### Task description
Go through the listing below and gather every line with the word "React".

### Supplied data

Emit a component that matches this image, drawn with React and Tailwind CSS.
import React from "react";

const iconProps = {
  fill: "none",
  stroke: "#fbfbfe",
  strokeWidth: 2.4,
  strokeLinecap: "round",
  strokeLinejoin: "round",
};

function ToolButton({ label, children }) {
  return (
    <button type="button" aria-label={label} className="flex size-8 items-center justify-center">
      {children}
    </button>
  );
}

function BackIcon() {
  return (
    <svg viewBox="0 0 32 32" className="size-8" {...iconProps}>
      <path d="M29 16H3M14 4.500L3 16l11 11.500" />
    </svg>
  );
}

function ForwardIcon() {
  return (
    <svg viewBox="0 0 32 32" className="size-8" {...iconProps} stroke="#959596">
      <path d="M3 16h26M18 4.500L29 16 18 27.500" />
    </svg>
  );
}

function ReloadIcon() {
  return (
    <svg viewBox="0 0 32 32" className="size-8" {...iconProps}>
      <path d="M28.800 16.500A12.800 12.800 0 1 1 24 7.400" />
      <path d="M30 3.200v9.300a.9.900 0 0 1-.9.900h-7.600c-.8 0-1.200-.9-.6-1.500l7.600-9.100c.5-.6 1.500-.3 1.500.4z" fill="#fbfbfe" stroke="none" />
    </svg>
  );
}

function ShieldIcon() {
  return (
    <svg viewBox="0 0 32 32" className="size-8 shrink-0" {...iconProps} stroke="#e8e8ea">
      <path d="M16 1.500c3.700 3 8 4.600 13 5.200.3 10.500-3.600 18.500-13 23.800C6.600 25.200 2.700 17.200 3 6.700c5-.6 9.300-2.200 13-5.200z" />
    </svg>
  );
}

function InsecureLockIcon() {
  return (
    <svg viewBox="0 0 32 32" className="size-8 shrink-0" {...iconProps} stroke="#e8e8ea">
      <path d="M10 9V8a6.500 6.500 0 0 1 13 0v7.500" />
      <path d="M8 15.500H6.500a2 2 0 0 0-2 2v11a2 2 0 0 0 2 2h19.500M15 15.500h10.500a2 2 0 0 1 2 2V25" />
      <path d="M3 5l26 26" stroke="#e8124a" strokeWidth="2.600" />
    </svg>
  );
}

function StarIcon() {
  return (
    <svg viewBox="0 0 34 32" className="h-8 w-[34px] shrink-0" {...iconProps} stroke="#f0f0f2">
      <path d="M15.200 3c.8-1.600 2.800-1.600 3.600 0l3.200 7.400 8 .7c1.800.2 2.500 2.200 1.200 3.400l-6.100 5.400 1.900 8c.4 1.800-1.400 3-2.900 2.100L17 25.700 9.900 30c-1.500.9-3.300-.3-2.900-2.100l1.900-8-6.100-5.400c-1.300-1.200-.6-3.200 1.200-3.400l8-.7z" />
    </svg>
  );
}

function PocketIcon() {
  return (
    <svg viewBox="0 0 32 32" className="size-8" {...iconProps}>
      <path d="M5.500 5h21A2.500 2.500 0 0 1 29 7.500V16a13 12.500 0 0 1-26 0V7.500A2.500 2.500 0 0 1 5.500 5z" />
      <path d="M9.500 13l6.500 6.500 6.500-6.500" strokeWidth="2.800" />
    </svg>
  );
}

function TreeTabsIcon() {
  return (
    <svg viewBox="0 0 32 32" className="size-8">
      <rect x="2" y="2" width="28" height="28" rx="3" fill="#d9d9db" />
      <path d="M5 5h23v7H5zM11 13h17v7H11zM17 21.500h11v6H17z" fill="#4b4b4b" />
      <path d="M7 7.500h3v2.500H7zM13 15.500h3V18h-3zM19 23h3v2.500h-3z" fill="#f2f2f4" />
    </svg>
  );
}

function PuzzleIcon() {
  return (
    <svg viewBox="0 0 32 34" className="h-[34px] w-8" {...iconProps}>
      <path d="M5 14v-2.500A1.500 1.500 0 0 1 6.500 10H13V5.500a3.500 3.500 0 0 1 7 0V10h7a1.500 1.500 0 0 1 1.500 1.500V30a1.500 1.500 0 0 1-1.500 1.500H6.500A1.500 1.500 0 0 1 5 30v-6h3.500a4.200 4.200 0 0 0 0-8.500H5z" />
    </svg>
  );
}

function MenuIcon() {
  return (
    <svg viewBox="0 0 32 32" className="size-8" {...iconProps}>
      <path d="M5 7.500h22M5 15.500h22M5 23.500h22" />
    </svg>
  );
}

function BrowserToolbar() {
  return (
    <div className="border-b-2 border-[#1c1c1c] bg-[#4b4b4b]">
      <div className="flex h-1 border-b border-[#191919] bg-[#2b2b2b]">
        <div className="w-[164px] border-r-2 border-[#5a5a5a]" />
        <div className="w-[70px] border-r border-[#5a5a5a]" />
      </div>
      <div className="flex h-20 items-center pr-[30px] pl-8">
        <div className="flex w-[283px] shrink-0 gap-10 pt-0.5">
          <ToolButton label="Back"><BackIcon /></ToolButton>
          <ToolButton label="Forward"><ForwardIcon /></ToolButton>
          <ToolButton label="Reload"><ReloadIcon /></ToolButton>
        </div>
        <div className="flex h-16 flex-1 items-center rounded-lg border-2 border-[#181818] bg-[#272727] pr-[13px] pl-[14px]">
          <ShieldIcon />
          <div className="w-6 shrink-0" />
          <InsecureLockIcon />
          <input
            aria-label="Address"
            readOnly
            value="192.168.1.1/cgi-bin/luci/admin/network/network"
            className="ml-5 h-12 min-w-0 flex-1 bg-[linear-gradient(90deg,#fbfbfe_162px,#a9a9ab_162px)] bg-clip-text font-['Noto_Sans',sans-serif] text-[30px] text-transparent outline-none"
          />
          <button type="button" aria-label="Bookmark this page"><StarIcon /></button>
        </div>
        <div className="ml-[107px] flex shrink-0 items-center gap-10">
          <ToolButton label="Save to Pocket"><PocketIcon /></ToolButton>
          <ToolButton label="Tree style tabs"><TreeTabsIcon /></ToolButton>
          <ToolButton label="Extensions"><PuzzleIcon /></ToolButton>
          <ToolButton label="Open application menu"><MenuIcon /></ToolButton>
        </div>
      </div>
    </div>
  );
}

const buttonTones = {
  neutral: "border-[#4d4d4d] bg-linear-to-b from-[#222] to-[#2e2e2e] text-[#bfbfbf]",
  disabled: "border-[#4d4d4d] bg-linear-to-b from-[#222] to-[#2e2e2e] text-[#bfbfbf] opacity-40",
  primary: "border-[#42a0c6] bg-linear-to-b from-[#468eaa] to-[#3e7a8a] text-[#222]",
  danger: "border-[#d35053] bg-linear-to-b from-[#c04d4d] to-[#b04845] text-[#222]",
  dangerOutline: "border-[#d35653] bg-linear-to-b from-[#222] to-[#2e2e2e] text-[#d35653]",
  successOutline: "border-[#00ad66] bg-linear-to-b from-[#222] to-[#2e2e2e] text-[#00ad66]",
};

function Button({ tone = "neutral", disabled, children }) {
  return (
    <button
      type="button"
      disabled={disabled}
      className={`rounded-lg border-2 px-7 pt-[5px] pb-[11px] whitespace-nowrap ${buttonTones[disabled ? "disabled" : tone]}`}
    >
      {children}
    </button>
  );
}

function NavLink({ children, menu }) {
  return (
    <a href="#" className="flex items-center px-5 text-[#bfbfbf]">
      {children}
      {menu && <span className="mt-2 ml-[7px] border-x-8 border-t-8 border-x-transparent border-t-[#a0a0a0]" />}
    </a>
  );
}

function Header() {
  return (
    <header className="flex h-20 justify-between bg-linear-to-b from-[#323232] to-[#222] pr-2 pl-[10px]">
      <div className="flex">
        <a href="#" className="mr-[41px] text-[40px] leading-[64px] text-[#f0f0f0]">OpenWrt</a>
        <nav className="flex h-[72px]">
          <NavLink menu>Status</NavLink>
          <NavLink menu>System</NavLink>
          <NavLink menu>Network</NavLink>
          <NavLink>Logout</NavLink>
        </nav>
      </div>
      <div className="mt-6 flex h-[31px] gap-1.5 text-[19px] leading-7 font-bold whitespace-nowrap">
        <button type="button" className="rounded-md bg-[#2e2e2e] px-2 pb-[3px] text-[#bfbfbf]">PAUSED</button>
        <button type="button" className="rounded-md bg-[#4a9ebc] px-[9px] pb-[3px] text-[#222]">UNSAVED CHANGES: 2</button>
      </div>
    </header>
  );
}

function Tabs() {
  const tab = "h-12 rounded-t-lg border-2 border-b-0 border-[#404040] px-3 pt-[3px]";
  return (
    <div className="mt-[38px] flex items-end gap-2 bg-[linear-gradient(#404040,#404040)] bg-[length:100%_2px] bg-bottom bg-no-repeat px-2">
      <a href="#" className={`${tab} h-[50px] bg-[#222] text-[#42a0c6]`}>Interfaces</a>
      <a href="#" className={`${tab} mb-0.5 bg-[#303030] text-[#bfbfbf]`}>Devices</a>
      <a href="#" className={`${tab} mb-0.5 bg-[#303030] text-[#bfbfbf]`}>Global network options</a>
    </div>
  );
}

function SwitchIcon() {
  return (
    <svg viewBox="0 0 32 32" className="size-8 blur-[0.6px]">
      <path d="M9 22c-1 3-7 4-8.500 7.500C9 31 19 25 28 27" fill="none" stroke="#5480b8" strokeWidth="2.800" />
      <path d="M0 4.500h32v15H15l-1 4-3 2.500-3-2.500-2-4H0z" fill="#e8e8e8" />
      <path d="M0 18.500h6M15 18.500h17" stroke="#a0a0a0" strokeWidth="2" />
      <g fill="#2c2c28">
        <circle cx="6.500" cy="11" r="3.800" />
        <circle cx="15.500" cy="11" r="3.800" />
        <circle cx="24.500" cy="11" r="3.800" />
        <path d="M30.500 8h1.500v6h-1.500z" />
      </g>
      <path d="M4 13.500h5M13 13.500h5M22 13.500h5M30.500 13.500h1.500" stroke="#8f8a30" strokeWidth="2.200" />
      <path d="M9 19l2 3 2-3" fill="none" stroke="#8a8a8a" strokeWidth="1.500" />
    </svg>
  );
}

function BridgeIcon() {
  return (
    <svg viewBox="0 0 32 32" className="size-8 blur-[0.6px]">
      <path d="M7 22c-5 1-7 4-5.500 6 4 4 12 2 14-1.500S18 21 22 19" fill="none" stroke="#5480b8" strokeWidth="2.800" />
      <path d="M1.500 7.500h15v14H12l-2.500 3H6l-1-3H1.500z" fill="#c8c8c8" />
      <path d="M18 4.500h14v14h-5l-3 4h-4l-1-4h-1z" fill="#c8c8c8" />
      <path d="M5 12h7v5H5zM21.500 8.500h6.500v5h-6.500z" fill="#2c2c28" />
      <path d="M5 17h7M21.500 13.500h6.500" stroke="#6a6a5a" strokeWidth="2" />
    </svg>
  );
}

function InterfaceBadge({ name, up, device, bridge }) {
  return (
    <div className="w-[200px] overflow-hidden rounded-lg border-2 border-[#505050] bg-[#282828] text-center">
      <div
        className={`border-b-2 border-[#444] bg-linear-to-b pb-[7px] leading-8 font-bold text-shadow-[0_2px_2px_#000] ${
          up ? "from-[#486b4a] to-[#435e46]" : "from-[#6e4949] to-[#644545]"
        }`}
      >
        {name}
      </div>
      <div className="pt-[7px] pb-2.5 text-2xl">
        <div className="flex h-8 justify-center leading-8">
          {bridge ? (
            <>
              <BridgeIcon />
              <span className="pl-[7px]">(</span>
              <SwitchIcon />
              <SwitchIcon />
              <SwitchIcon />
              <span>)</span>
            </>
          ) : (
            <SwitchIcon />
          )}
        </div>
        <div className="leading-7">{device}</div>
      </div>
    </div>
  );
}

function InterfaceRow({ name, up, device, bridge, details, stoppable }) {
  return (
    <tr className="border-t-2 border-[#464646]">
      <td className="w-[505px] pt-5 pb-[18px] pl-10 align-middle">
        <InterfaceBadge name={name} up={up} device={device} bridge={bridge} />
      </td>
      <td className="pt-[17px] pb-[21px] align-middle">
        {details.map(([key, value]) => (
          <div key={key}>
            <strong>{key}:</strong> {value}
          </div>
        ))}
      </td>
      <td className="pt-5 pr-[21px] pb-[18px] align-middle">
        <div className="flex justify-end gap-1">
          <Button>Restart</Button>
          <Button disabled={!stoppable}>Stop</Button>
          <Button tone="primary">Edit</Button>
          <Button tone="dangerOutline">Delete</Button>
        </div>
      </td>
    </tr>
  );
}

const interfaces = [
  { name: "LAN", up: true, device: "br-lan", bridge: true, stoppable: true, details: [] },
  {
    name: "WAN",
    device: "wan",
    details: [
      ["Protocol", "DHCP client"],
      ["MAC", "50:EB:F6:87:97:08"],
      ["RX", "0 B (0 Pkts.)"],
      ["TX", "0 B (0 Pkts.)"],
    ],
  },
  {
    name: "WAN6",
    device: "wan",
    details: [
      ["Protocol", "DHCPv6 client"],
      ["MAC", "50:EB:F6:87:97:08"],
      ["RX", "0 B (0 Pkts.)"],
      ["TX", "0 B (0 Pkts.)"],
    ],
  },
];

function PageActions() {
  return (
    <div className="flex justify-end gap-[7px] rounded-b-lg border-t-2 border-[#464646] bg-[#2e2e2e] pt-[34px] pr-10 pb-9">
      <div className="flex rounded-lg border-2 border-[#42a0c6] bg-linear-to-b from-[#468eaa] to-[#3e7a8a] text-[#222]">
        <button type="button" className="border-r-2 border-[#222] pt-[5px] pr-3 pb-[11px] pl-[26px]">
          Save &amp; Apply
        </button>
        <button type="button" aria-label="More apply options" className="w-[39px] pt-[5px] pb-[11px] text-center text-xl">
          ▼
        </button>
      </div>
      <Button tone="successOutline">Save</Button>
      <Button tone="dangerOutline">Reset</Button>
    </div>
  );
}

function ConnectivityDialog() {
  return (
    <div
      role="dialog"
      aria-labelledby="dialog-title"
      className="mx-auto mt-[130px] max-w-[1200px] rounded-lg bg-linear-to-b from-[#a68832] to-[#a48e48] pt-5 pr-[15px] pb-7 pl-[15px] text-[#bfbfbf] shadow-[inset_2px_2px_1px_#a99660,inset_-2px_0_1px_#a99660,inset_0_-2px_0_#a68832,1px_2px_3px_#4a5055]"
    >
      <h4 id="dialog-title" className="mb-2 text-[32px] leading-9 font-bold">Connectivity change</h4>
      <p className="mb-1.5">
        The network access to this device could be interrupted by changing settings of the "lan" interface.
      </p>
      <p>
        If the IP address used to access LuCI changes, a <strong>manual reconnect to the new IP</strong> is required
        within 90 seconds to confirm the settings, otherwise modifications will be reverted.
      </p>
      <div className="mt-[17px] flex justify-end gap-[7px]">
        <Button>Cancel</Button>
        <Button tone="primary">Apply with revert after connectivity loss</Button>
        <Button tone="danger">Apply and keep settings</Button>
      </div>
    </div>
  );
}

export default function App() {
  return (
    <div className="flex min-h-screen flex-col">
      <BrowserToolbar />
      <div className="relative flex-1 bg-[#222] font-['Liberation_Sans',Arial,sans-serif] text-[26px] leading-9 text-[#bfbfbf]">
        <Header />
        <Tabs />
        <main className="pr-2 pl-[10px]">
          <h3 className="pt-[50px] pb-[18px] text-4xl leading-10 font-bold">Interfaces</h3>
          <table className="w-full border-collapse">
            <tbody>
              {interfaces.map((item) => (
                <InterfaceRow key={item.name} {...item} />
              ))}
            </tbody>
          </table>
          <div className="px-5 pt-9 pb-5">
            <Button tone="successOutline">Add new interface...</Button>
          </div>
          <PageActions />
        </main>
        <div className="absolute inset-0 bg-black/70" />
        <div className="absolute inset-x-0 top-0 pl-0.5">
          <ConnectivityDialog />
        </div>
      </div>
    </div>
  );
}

### Complete output
Emit a component that matches this image, drawn with React and Tailwind CSS.
import React from "react";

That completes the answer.